Why investors who invest in Chinese companies have to worry

Why investors who invest in Chinese companies have to worry

Recently, new fraud charges were filed with the SEC involving a Chinese company that traded in the United States. This fraud claim states that two former executives of a Chinese coal company stole and sold the company's assets before they raised more than $100 million from public investors in the US.

27 Feb, 2012, 12.55AM IST
New York Times
Economic Times

Without a rule of law, investing is an extraordinarily hazardous undertaking. The latest charges of fraud in a Chinese company traded in the United States were filed last week by the Securities and Exchange Commission against two former executives of a Chinese coal company who the commission says stole and sold the company's assets before they raised more than $100 million from public investors in the US.

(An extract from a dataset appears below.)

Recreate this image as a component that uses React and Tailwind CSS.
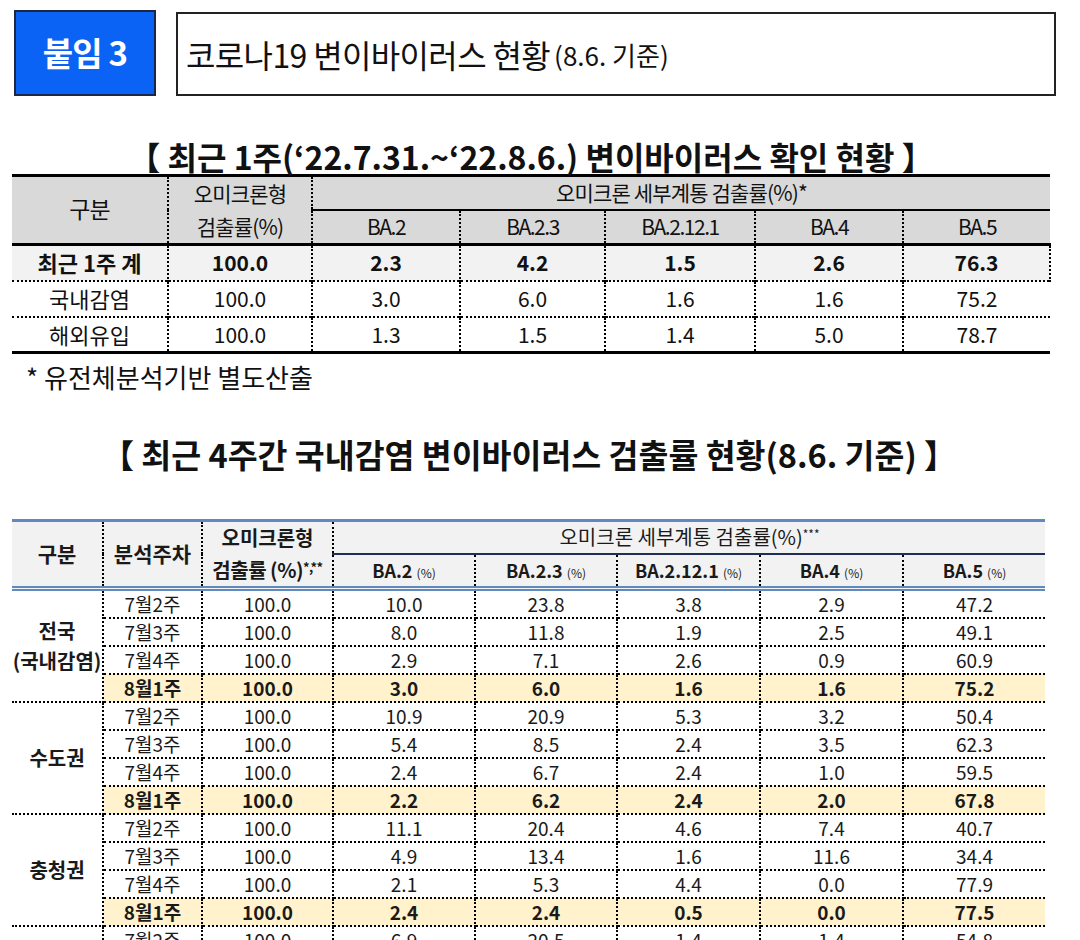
import React from 'react'

const font = { fontFamily: '"Noto Sans CJK KR", "Noto Sans", sans-serif' }

const weekly = [
  { id: 'recent', label: '최근 1주 계', total: '100.0', vals: ['2.3', '4.2', '1.5', '2.6', '76.3'], bold: true },
  { id: 'domestic', label: '국내감염', total: '100.0', vals: ['3.0', '6.0', '1.6', '1.6', '75.2'] },
  { id: 'overseas', label: '해외유입', total: '100.0', vals: ['1.3', '1.5', '1.4', '5.0', '78.7'] },
]

const regions = [
  {
    name: ['전국', '(국내감염)'],
    rows: [
      ['7월2주', '100.0', '10.0', '23.8', '3.8', '2.9', '47.2'],
      ['7월3주', '100.0', '8.0', '11.8', '1.9', '2.5', '49.1'],
      ['7월4주', '100.0', '2.9', '7.1', '2.6', '0.9', '60.9'],
      ['8월1주', '100.0', '3.0', '6.0', '1.6', '1.6', '75.2'],
    ],
  },
  {
    name: ['수도권'],
    rows: [
      ['7월2주', '100.0', '10.9', '20.9', '5.3', '3.2', '50.4'],
      ['7월3주', '100.0', '5.4', '8.5', '2.4', '3.5', '62.3'],
      ['7월4주', '100.0', '2.4', '6.7', '2.4', '1.0', '59.5'],
      ['8월1주', '100.0', '2.2', '6.2', '2.4', '2.0', '67.8'],
    ],
  },
  {
    name: ['충청권'],
    rows: [
      ['7월2주', '100.0', '11.1', '20.4', '4.6', '7.4', '40.7'],
      ['7월3주', '100.0', '4.9', '13.4', '1.6', '11.6', '34.4'],
      ['7월4주', '100.0', '2.1', '5.3', '4.4', '0.0', '77.9'],
      ['8월1주', '100.0', '2.4', '2.4', '0.5', '0.0', '77.5'],
    ],
  },
  {
    // continues below the fold
    name: ['호남권'],
    rows: [
      ['7월2주', '100.0', '6.9', '20.5', '1.4', '1.4', '54.8'],
      ['7월3주', '100.0', '4.1', '10.2', '2.0', '2.0', '58.2'],
      ['7월4주', '100.0', '2.0', '5.9', '1.3', '1.0', '70.1'],
      ['8월1주', '100.0', '1.8', '4.9', '0.7', '1.5', '80.4'],
    ],
  },
]

const strains = ['BA.2', 'BA.2.3', 'BA.2.12.1', 'BA.4', 'BA.5']

export default function App() {
  return (
    <div className="w-[1080px] bg-white text-[#111]" style={font}>
      {/* top banner */}
      <div className="flex items-stretch gap-5 pl-[14px] pt-[10px]">
        <div className="flex h-[86px] w-[142px] items-center justify-center border-2 border-[#1c2745] bg-[#0b63f6]">
          <span className="text-[33px] font-bold tracking-tight text-white">붙임 3</span>
        </div>
        <div className="mt-[2px] flex h-[84px] w-[880px] items-center border-2 border-[#222] px-2">
          <span className="text-[32px] tracking-[-0.02em]">코로나19 변이바이러스 현황</span>
          <span className="ml-1 text-[26px]">(8.6. 기준)</span>
        </div>
      </div>

      {/* table 1 */}
      <h2 className="mt-[40px] pr-[18px] text-center text-[32px] font-bold leading-[40px]">
        【 최근 1주(‘22.7.31.~‘22.8.6.) 변이바이러스 확인 현황 】
      </h2>
      <div className="-mt-[2px] pl-[12px]">
        <table className="w-[1038px] table-fixed border-collapse border-t-[3px] border-b-[3px] border-black text-center">
          <colgroup>
            <col className="w-[156px]" />
            <col className="w-[144px]" />
            <col className="w-[148px]" />
            <col className="w-[145px]" />
            <col className="w-[150px]" />
            <col className="w-[148px]" />
            <col className="w-[147px]" />
          </colgroup>
          <thead className="bg-[#d9d9d9] text-[21px] tracking-[-0.04em]">
            <tr className="h-[32px]">
              <th rowSpan={2} className="border-r-2 border-dotted border-black pb-1 text-[23px] font-normal">구분</th>
              <th rowSpan={2} className="border-r-2 border-dotted border-black font-normal leading-[33px]">
                오미크론형<br />검출률(%)
              </th>
              <th colSpan={5} className="border-b-2 border-solid border-black font-normal">
                오미크론 세부계통 검출률(%)*
              </th>
            </tr>
            <tr className="h-[33px] border-b-[3px] border-black">
              {strains.map((s, i) => (
                <th
                  key={s}
                  className={`font-normal tracking-[-0.07em] ${i < 4 ? 'border-r-2 border-dotted border-black' : ''}`}
                >
                  {s}
                </th>
              ))}
            </tr>
          </thead>
          <tbody className="text-[21px]">
            {weekly.map((r, ri) => (
              <tr
                key={r.id}
                className={`h-[36px] ${r.bold ? 'bg-[#f2f2f2] font-bold' : ''} ${ri < 2 ? 'border-b-2 border-dotted border-black' : ''}`}
              >
                <td className={`border-r-2 border-dotted border-black text-[22px] ${r.bold ? 'font-semibold' : ''}`}>{r.label}</td>
                <td className="border-r-2 border-dotted border-black">{r.total}</td>
                {r.vals.map((v, i) => (
                  <td
                    key={i}
                    className={i < 4 || r.bold ? 'border-r-2 border-dotted border-black' : ''}
                  >
                    {v}
                  </td>
                ))}
              </tr>
            ))}
          </tbody>
        </table>
      </div>
      <p className="mt-[4px] pl-[26px] text-[26px] leading-[38px]">* 유전체분석기반 별도산출</p>

      {/* table 2 */}
      <h2 className="mt-[38px] pr-[22px] text-center text-[32.5px] font-bold leading-[40px]">
        【 최근 4주간 국내감염 변이바이러스 검출률 현황(8.6. 기준) 】
      </h2>
      <div className="pl-[12px] pt-[45px]">
        <table className="w-[1033px] table-fixed border-collapse border-t-[3px] border-[#5f8ac0] text-center text-[#1a1a1a]">
          <colgroup>
            <col className="w-[91px]" />
            <col className="w-[99px]" />
            <col className="w-[131px]" />
            <col className="w-[142px]" />
            <col className="w-[142px]" />
            <col className="w-[143px]" />
            <col className="w-[143px]" />
            <col className="w-[142px]" />
          </colgroup>
          <thead className="bg-[#f2f2f2]">
            <tr className="h-[33px]">
              <th rowSpan={2} className="border-r-2 border-dotted border-black text-[21px] font-semibold">구분</th>
              <th rowSpan={2} className="border-r-2 border-dotted border-black text-[21px] font-semibold">분석주차</th>
              <th rowSpan={2} className="border-r-2 border-dotted border-black text-[20px] font-semibold leading-[32px]">
                오미크론형<br />
                <span className="whitespace-nowrap tracking-tight">검출률 (%)<sup className="text-[13px]">*,**</sup></span>
              </th>
              <th colSpan={5} className="border-b-2 border-solid border-[#1f2f55] text-[20px] font-normal">
                오미크론 세부계통 검출률(%)<sup className="text-[12px]">***</sup>
              </th>
            </tr>
            <tr className="h-[35px] border-b-[5px] border-double border-[#5f8ac0]">
              {strains.map((s, i) => (
                <th
                  key={s}
                  className={`text-[18px] font-semibold ${i < 4 ? 'border-r-2 border-dotted border-black' : ''}`}
                >
                  {s} <span className="text-[12px] font-normal">(%)</span>
                </th>
              ))}
            </tr>
          </thead>
          <tbody className="text-[19px]">
            {regions.map((g) =>
              g.rows.map((row, ri) => {
                const hl = row[0] === '8월1주'
                return (
                  <tr key={g.name[0] + ri} className="h-[28px]">
                    {ri === 0 && (
                      <td
                        rowSpan={g.rows.length}
                        className="border-r-2 border-b-2 border-dotted border-black text-[20px] font-semibold leading-[30px]"
                      >
                        {g.name.map((n) => (
                          <div key={n}>{n}</div>
                        ))}
                      </td>
                    )}
                    {row.map((v, i) => (
                      <td
                        key={i}
                        className={`py-0 leading-[26px] ${hl ? 'bg-[#fff2cc] font-bold' : ''} ${i < 6 ? 'border-r-2' : ''} border-b-2 border-dotted border-black`}
                      >
                        {v}
                      </td>
                    ))}
                  </tr>
                )
              })
            )}
          </tbody>
        </table>
      </div>
    </div>
  )
}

In some ways, the theft was not the most audacious part of the strange case of Puda Coal, which traded on the NYSE Amex stock exchange in New York. The attempted cover-up, involving a forged letter from a Chinese state-owned entity and a fake takeover offer, were even more brazen.

But what is most amazing is how easy it turned out to be to discover the fraud. It was basically spelled out in documents that were publicly available in China months before US and Canadian investment banks, advised by major law firms, raised the money from investors. But it appears no one bothered to look, not the underwriters and not the auditors.

"They charge a lot for due diligence," says the man who uncovered the fraud, Dan David, a 43-year-old money manager from Skippack, Pennsylvania. "But they don't do it." At the same time Americans were investing money in the company, Citic Trust, a Chinese state-owned company, was selling investments in the same asset to Chinese investors, saying, evidently correctly, that it controlled the asset.

What the documents showed was laid out this week by the SEC as it filed charges of civil fraud against Ming Zhao, Puda's chairman, and Liping Zhu, the company's former chief executive. Puda's principal asset was a coal mining company, Shanxi Puda Coal. But in 2009, the chairman transferred that interest from Puda to himself. The next year, he sold a controlling interest in it to Citic.

Puda, which had gone public in the US through a merger with a shell company in 2005, did not disclose those crucial facts when, in February 2010, it raised $12.8 million selling stock to US investors, in an offering underwritten by Brean Murray, Carret & Co of New York and Newbridge Securities of Fort Lauderdale, Florida.

In December 2010, a $100-million share sale was underwritten by Macquarie Capital, a Canadian firm, and Brean Murray. Investors in that offering paid $12 a share for stock that now trades for about 25 cents. All told, the underwriters collected fees of $6.5 million, but they seem not to have acquired the documents that David said cost him $500. A spokeswoman for Macquarie declined this week to comment, and officials of the other firms did not respond to inquiries.

The fraud blew up last spring. On Friday, April 8, David posted his analysis on his website, GeoInvesting, and a similar analysis was posted on the website of Alfred Little, a firm that had a reputation for spotting Chinese frauds. That analysis was unsigned, but it was written by Andrew Wong, head of the IFRA Group, a Hong Kong research firm.

"In contrast to most of the other Chinese frauds, where the business was not real, this was a profitable company that the chairman just stole," Wong said in an interview this week. He said he had looked into the company after David asked him to review his own research. "Incredibly," Wong wrote in his report, "Puda's auditor, Moore Stephens, failed to catch this theft of an entire company that is clearly documented in government ownership filings that any lawyer can obtain directly from the source."

The stock plunged to $6 by the time the New York Stock Exchange suspended its trading the following Monday. It would not trade again until it traded over the counter for two days in August, after it was delisted from the NYSE. The SEC suspended it again. It trades now on the over-the-counter market. The company's audit committee investigated the allegations, and eventually concluded they were accurate. But there was excitement along the way.

In April, Zhao produced a letter, ostensibly from Citic, saying that it had not purchased the company, and sought to reassure investors by saying he was considering taking the company private at $12 a share. Eventually, Citic said the letter was false, and the company said Zhao had admitted forging it. In most Chinese fraud cases, the allegations are made by short-sellers, who have bet that the stock will decline.

David, however, is a manager who owned Chinese companies and believed in them. He set out to prove the shorts were wrong. "What came back to me was that the short-sellers were right." He asked the investigators to look at companies in which he had invested or was considering buying. Puda was one of the latter.

The readily available documents were filed with China's State Administration for Industry and Commerce, known as SAIC, showing transactions affecting the filing companies. The forms are in Chinese, of course, but for the money that investment banks charge, you would think they could afford a few translators.

The two men charged by the SEC are evidently in China and have no intention of coming to the US to face the allegations. The Chinese authorities appear thus far to have shown no interest in bringing charges against the men named by the SEC.

A basic requirement of investment markets is for investors to have a reasonable confidence that they are not being defrauded, and, if it turns out they are, that the government will seek to punish those responsible. Those who invest in Chinese companies today have reason to worry.